Material supplied>

§ §

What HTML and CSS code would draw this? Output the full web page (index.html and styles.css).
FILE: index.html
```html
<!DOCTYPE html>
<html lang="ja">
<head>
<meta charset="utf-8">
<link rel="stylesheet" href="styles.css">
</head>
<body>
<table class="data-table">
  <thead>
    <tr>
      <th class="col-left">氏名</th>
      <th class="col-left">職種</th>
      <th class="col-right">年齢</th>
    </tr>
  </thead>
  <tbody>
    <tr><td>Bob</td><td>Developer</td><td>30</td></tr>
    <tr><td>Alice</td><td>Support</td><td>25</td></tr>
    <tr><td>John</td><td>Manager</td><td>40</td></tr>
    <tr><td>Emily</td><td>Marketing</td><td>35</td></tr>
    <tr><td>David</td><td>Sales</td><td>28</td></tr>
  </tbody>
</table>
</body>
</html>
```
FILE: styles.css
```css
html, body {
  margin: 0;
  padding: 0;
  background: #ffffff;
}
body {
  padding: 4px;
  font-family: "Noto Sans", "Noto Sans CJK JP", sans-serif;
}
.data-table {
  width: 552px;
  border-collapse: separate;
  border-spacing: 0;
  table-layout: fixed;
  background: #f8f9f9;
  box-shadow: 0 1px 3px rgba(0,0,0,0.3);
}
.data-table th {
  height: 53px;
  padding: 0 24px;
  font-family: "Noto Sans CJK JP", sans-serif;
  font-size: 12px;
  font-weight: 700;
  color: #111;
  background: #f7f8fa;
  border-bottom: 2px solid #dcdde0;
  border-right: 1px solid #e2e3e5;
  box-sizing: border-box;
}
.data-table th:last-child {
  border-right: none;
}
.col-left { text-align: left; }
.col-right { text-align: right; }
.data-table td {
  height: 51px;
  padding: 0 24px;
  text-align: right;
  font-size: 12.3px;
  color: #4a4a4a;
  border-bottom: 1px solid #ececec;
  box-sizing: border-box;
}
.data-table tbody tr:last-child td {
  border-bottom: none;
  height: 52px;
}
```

§ §

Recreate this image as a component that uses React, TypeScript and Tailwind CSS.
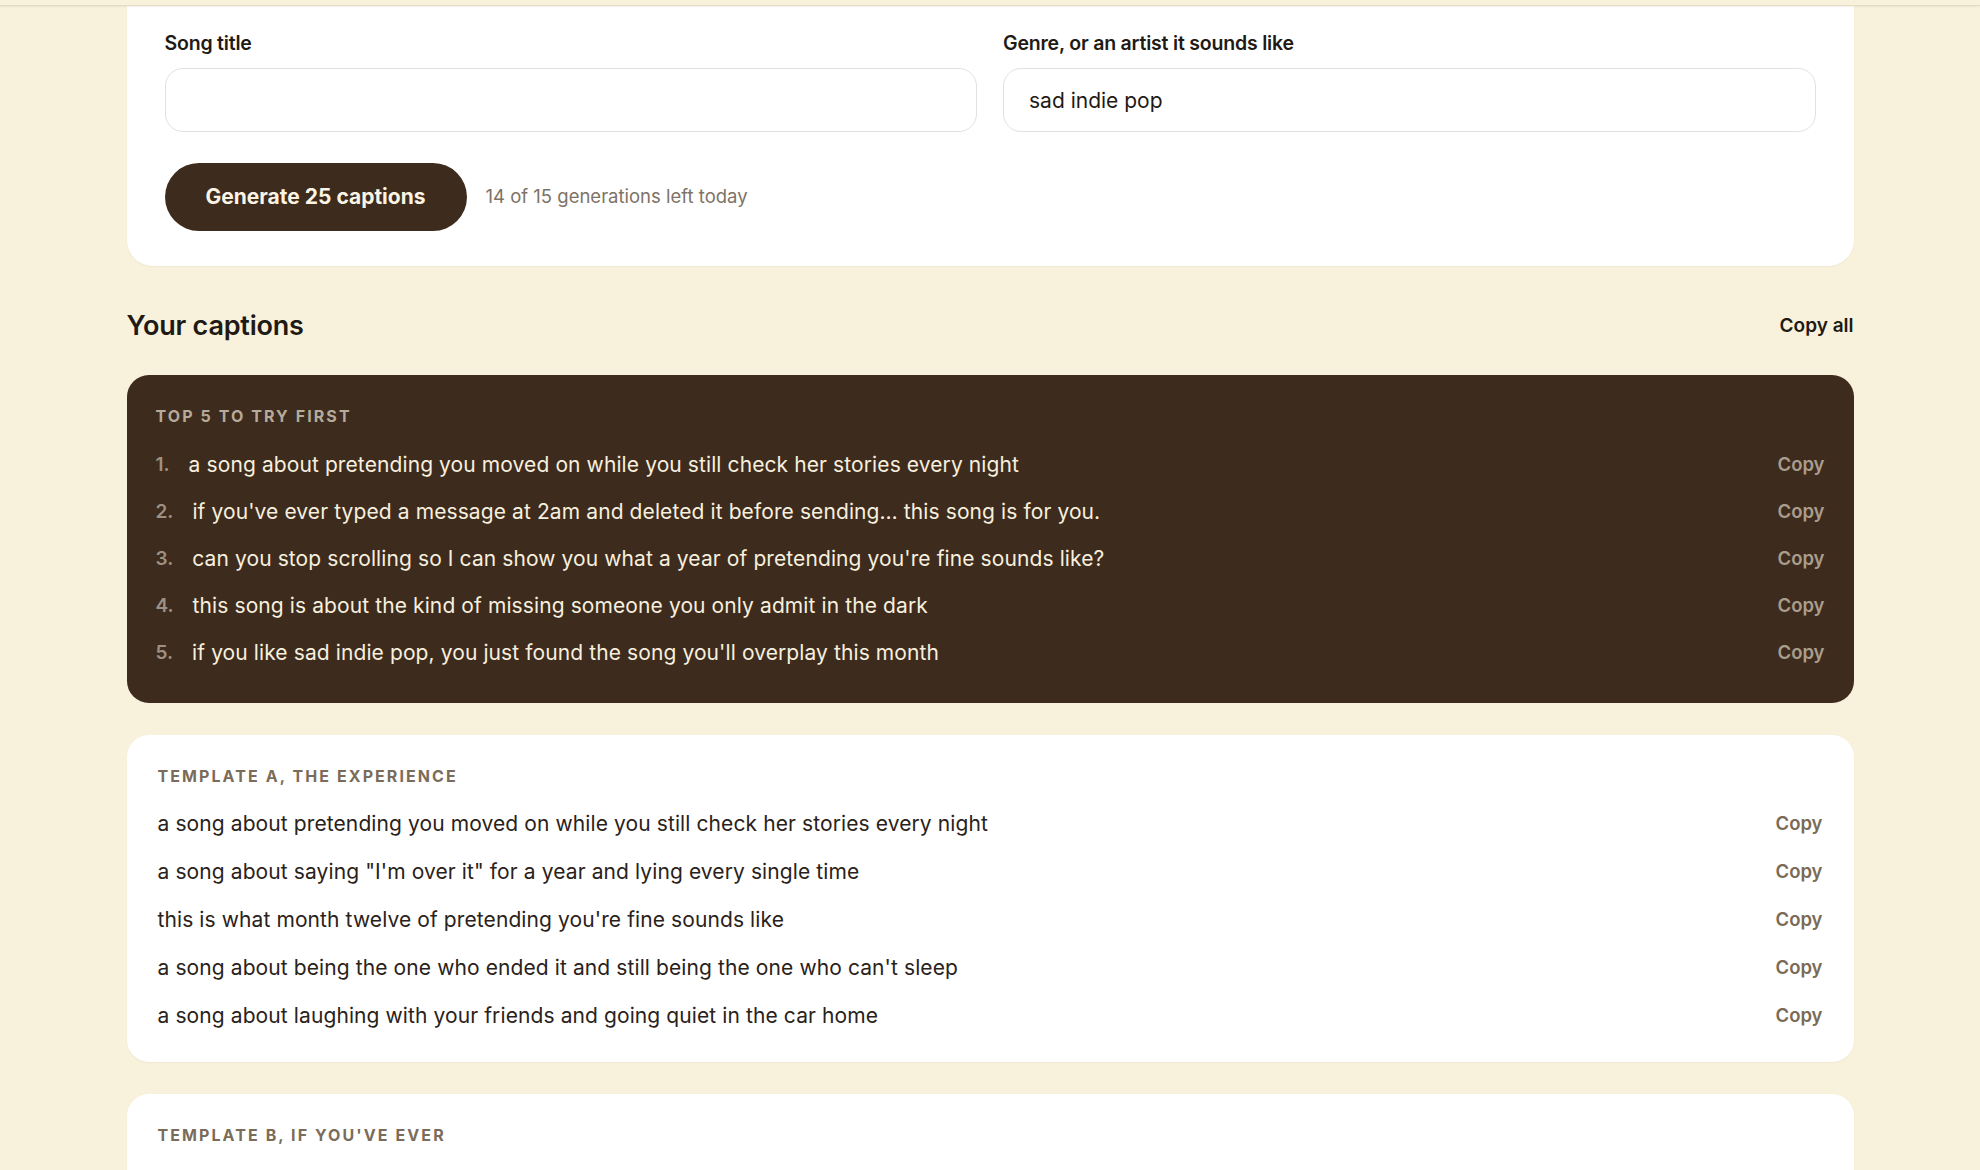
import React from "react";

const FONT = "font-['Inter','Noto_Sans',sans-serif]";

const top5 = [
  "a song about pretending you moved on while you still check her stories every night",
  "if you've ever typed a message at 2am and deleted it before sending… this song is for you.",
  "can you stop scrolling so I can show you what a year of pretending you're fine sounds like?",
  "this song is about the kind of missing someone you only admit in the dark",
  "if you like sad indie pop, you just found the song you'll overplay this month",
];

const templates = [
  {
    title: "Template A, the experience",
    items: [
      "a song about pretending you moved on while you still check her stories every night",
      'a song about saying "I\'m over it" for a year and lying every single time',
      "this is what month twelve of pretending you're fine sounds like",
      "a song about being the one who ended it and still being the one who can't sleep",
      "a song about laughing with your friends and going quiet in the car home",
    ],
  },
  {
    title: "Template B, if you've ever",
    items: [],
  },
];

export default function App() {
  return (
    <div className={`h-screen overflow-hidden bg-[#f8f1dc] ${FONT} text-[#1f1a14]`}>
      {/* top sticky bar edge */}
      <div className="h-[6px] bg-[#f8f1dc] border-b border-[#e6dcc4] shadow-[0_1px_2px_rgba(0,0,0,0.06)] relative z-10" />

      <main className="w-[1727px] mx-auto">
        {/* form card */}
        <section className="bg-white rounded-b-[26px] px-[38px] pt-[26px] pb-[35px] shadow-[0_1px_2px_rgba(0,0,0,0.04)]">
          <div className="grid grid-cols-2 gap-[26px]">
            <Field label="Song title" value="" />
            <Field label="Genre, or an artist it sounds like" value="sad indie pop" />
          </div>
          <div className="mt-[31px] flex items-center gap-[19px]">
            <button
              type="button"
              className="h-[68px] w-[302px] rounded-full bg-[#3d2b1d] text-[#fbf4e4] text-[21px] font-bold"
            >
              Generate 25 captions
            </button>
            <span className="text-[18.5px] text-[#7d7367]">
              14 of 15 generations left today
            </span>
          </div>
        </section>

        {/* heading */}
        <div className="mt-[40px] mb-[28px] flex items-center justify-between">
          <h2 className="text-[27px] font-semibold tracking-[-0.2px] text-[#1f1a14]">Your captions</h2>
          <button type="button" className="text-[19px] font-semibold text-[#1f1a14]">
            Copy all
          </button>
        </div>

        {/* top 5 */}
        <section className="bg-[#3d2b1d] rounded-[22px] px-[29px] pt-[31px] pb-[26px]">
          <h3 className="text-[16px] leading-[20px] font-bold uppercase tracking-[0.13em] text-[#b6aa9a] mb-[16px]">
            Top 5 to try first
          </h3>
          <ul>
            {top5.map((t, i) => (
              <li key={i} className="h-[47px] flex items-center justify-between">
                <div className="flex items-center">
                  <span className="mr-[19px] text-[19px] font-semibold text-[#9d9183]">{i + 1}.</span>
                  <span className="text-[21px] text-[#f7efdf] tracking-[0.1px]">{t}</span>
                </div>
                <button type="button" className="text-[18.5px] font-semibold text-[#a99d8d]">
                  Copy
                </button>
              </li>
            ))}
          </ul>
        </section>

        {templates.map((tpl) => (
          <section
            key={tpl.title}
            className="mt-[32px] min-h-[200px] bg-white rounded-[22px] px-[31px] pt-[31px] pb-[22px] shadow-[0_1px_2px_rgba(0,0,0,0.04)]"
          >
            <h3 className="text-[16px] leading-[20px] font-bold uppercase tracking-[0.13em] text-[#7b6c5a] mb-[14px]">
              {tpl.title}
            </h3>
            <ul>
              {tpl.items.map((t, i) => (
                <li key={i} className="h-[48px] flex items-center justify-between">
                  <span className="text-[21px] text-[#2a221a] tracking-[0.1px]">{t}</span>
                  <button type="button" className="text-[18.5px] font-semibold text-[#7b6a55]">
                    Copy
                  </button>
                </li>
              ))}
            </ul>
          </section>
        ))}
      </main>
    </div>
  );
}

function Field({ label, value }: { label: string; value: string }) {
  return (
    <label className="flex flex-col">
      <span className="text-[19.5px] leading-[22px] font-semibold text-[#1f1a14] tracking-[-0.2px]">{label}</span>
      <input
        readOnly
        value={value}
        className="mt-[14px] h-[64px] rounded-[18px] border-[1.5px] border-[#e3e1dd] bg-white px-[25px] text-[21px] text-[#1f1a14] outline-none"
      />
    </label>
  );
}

§ §

What the exercise asks> Look above for the line with "Recreate this image"; quote it and every line after it, stopping after the line with "bg-[#f8f1dc] border-b border-[#e6dcc4]", exactly, with nothing added and without pictures.

Result of the task>
Recreate this image as a component that uses React, TypeScript and Tailwind CSS.
import React from "react";

const FONT = "font-['Inter','Noto_Sans',sans-serif]";

const top5 = [
  "a song about pretending you moved on while you still check her stories every night",
  "if you've ever typed a message at 2am and deleted it before sending… this song is for you.",
  "can you stop scrolling so I can show you what a year of pretending you're fine sounds like?",
  "this song is about the kind of missing someone you only admit in the dark",
  "if you like sad indie pop, you just found the song you'll overplay this month",
];

const templates = [
  {
    title: "Template A, the experience",
    items: [
      "a song about pretending you moved on while you still check her stories every night",
      'a song about saying "I\'m over it" for a year and lying every single time',
      "this is what month twelve of pretending you're fine sounds like",
      "a song about being the one who ended it and still being the one who can't sleep",
      "a song about laughing with your friends and going quiet in the car home",
    ],
  },
  {
    title: "Template B, if you've ever",
    items: [],
  },
];

export default function App() {
  return (
    <div className={`h-screen overflow-hidden bg-[#f8f1dc] ${FONT} text-[#1f1a14]`}>
      {/* top sticky bar edge */}
      <div className="h-[6px] bg-[#f8f1dc] border-b border-[#e6dcc4] shadow-[0_1px_2px_rgba(0,0,0,0.06)] relative z-10" />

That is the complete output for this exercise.